Mr. Robinson attended the only journalism school in existence at the time at a historically black college — at Lincoln University in Missouri.
Drafted toward the end of World War II, he was stationed on Oahu and at Fort Lewis in Washington. His mother’s insistence on typing proficiency came in handy when GIs were being ordered to dig up tree stumps. Typing meant he “never did another day’s honest work” in the Army, he told people.
After the Army, he joined The Afro-American in Baltimore. He produced fives stories from his first assignment covering a bizarre death on Maryland’s Eastern Shore — on the headless body found in a burnt-out home; the reaction of neighbors; a nearby burglary wave, and, a weekend music recital in the same town. His fifth story was about his first flight — on the plane to the Eastern Shore.
After publisher John H. Johnson recruited him to join Chicago’s Johnson Publishing, Robinson settled in Hyde Park. He and his family moved to Claremont, California, when Mr. Robinson became West Coast editor.
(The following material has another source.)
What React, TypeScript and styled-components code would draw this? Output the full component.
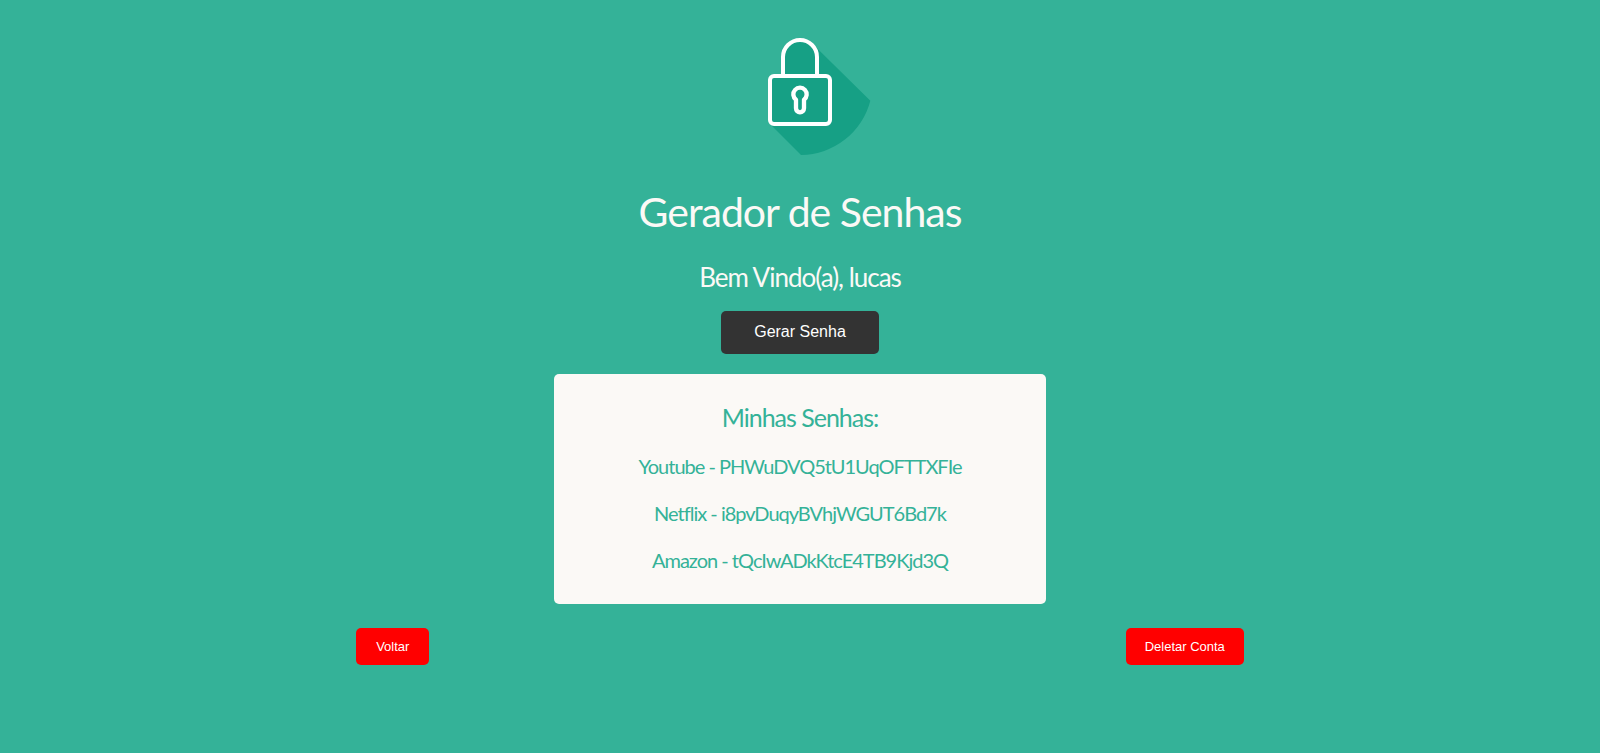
import React from "react";
import styled, { createGlobalStyle } from "styled-components";

const green = "#34b298";
const paper = "#fbf9f6";

const GlobalStyle = createGlobalStyle`
  body {
    margin: 8px;
    background: ${green};
    color: ${paper};
    font-family: Lato, sans-serif;
  }
`;

const Page = styled.main`
  display: flex;
  flex-direction: column;
  align-items: center;
  padding-top: 4px;
`;

const Logo = styled.svg`
  display: block;
  width: 144px;
  height: 144px;
`;

const Title = styled.h1`
  margin: 30px 0 0;
  font-size: 41px;
  line-height: 52px;
  font-weight: 400;
  letter-spacing: -1px;
`;

const Welcome = styled.h2`
  margin: 24px 0 0;
  font-size: 26px;
  line-height: 30px;
  font-weight: 400;
  letter-spacing: -1px;
`;

const Button = styled.button`
  border: 0;
  border-radius: 5px;
  color: #fff;
  font-family: "Liberation Sans", Arial, sans-serif;
  cursor: pointer;
`;

const GenerateButton = styled(Button)`
  margin-top: 19px;
  padding: 11px 33px 12px;
  background: #333;
  font-size: 16px;
  line-height: 20px;
`;

const DangerButton = styled(Button)<{ $inset: number }>`
  padding: 10px ${({ $inset }) => $inset}px;
  background: #f00;
  font-size: 13px;
  line-height: 17px;
`;

const Card = styled.section`
  box-sizing: border-box;
  width: 31%;
  margin-top: 20px;
  padding: 28px 16px 32px;
  border-radius: 5px;
  background: ${paper};
  color: ${green};
  text-align: center;
  letter-spacing: -1px;
`;

const CardTitle = styled.h2`
  margin: 0;
  font-size: 25px;
  line-height: 30px;
  font-weight: 400;
`;

const PasswordList = styled.ul`
  display: flex;
  flex-direction: column;
  gap: 23px;
  margin: 22px 0 0;
  padding: 0;
  list-style: none;
  font-size: 20px;
  line-height: 24px;
  font-weight: 400;
`;

const Actions = styled.footer`
  display: flex;
  justify-content: space-around;
  align-self: stretch;
  margin-top: 24px;
`;

const passwords = [
  { site: "Youtube", value: "PHWuDVQ5tU1UqOFTTXFIe" },
  { site: "Netflix", value: "i8pvDuqyBVhjWGUT6Bd7k" },
  { site: "Amazon", value: "tQcIwADkKtcE4TB9Kjd3Q" },
];

function LockLogo() {
  return (
    <Logo viewBox="-66 -39 432 432" aria-hidden="true">
      <path
        fill="#16a085"
        d="M150 45 C172 45 186 54 198 67 L361 227 A217 217 0 0 1 153 390 L60 297 V153 H99 V96 C99 68 122 45 150 45Z"
      />
      <g fill="none" stroke="#fff" strokeWidth="12">
        <rect x="60" y="153" width="180" height="144" rx="12" />
        <path d="M99 153 V96 a51 51 0 0 1 102 0 V153" />
        <path
          d="M138 224 a20 20 0 1 1 24 0 V250 a12 12 0 0 1 -24 0Z"
          strokeWidth="13"
          strokeLinejoin="round"
        />
      </g>
    </Logo>
  );
}

export default function App() {
  return (
    <>
      <GlobalStyle />
      <Page>
        <LockLogo />
        <Title>Gerador de Senhas</Title>
        <Welcome>Bem Vindo(a), lucas</Welcome>
        <GenerateButton type="button">Gerar Senha</GenerateButton>
        <Card>
          <CardTitle>Minhas Senhas:</CardTitle>
          <PasswordList>
            {passwords.map(({ site, value }) => (
              <li key={site}>
                {site} - {value}
              </li>
            ))}
          </PasswordList>
        </Card>
        <Actions>
          <DangerButton type="button" $inset={20}>Voltar</DangerButton>
          <DangerButton type="button" $inset={19}>Deletar Conta</DangerButton>
        </Actions>
      </Page>
    </>
  );
}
“If you open up an Ebony from the 1960s to the mid-1980s, you’ll see something written by my dad,” his daughter said. “There were times when three-quarters of the content was written by my dad.”
She recalled watching the result of Bessie Robinson’s typing lessons: “His fingers would fly across the keyboard, and words with no errors would fly across the page.”
Mr. Robinson helped Poitier organize his books “This Life” and “Life Beyond Measure.” In an email sent after Mr. Robinson’s death, Poitier told his family, “He has always stood strong and he has always reached out to those in need.”
Mr. Robinson co-wrote “The Nat King Cole Story” with the singer’s wife, Maria Cole, and collaborated with Ashe on “Getting Started in Tennis.” In 1972, he wrote “The Black Millionaires.”
He interviewed the Jackson 5 when Michael Jackson was 11. Jackson ended the session with, “Hey Louie, don’t forget. Be cool.”
His children believe that Mati, his wife of 62 years, extended his life by cooking him only non-fried food.
He’s also survived by two more daughters, Toni Frazer and Stacy Robinson-Hinkhouse; a son, Michael; 10 grandchildren; 13 great-grandchildren and five great-great grandchildren. His sons Ronald and Greg died before him.
He thought funerals were “a wailing bad time” but his family plans to hold a celebration of his life, possibly on the West Coast, Robin Robinson said.